Può suonare strano ma l'alpino paese è Biagioni nell’Alta Valle del Reno e la solitaria e infelice parrocchia è quella di S. Giovanni Battista come sono raccontati in Chiese parrocchiali della Diocesi di Bologna ritratte e descritte nel 1851, prima che arrivasse la ferrovia e una certa idea di modernità; prima che quella montagna, faticosamente addomesticata dall'uomo, venisse rapidamente abbandonata per essere riconquistata da un diverso ambiente selvatico, dove l'uomo si muove oggi con un nuovo senso di estraneità. 

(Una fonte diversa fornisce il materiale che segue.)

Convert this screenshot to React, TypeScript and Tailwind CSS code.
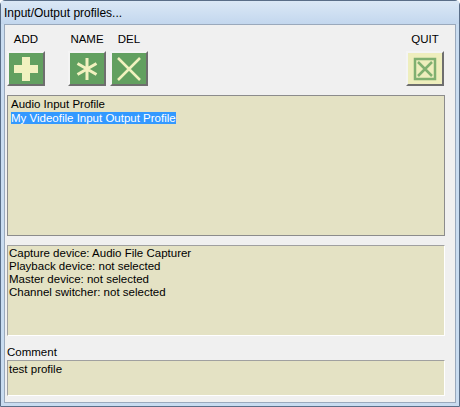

Andremo da quelle parti il 16 maggio per una escursione del Trekking col treno lungo il Sentiero dei proverbi.

venerdì 17 aprile 2015

Il bisogno di orizzonte

“Cosa ci fai qui?” chiedo sorpreso. “Oggi ho bisogno di ampi orizzonti” risponde la collega.
Ci incontriamo a Medelana, dove il sentiero CAI 140 incontra l’asfalto. Io sono a metà del percorso, lei, con un’amica, sta per cominciare il suo cammino. Ci scambiamo alcune informazioni sui sentieri e ci promettiamo di rivederci nei giorni successivi per raccontarci le impressioni sulle nostre camminate. Quel bisogno di ampi orizzonti resta però nell’aria e nella mente. Sarà che la dose quotidiana di orizzonte l’ho già respirata e l’ho ancora nei polmoni. Sono partito da Lama di Reno e il sentiero è salito ripido in un bosco di faggi e poi progressivamente si è allargato in carrareccia da Monazzo a Collina. Ha accarezzato le curve dei pendii fino ad aprirsi, tra Calvane e Monte Terranera, in ampi squarci panoramici su S. Luca e la pianura. Qui il passo si è disteso e il respiro si è liberato, di fronte a tanta ampiezza di veduta, in una sensazione di sollievo.
Da dove nasce questo bisogno di orizzonte? Questa sensazione di sollievo? La risposta è ovvia: da una mancanza di orizzonte, da un respiro ansioso, da un passo contratto che spesso descrive la nostra quotidianità.

lunedì 16 marzo 2015

Il sottile inganno di un'escursione

Il ragazzo rapito di Robert Louis Stevenson
“Incominciai il mio piccolo pellegrinaggio nel più invidiabile di tutti gli stati d’animo: quello nel quale una persona, con una quantità sufficiente di denaro e uno zaino, volta le spalle a una città e avanza all'interno di una regione che conosce solo sulla base di una vaga relazione di altri.
Un tipo del genere non ha rinunciato al suo desiderio e non ha contrattato le sue prossime cento miglia, come un uomo in ferrovia. Egli può cambiare idea a ogni palo segnavia e, dove le strade si incontrano, può seguire liberamente vaghe preferenze e percorrere la strada bassa o quella alta, scegliere l’ombra o il pieno sole, sopportare di essere tentato dal sentiero che curva repentinamente dentro i boschi o dalla strada ampia che si stende in lontananza aperta davanti a lui, e gli mostra le guglie distanti di qualche città, o una catena di cime di montagne, o una linea di mare, forse, lungo un basso orizzonte. In breve, egli può gratificare ogni sua fantasia e capriccio, senza una fitta di biasimo della coscienza, o l’ultimo colpo al suo amor proprio.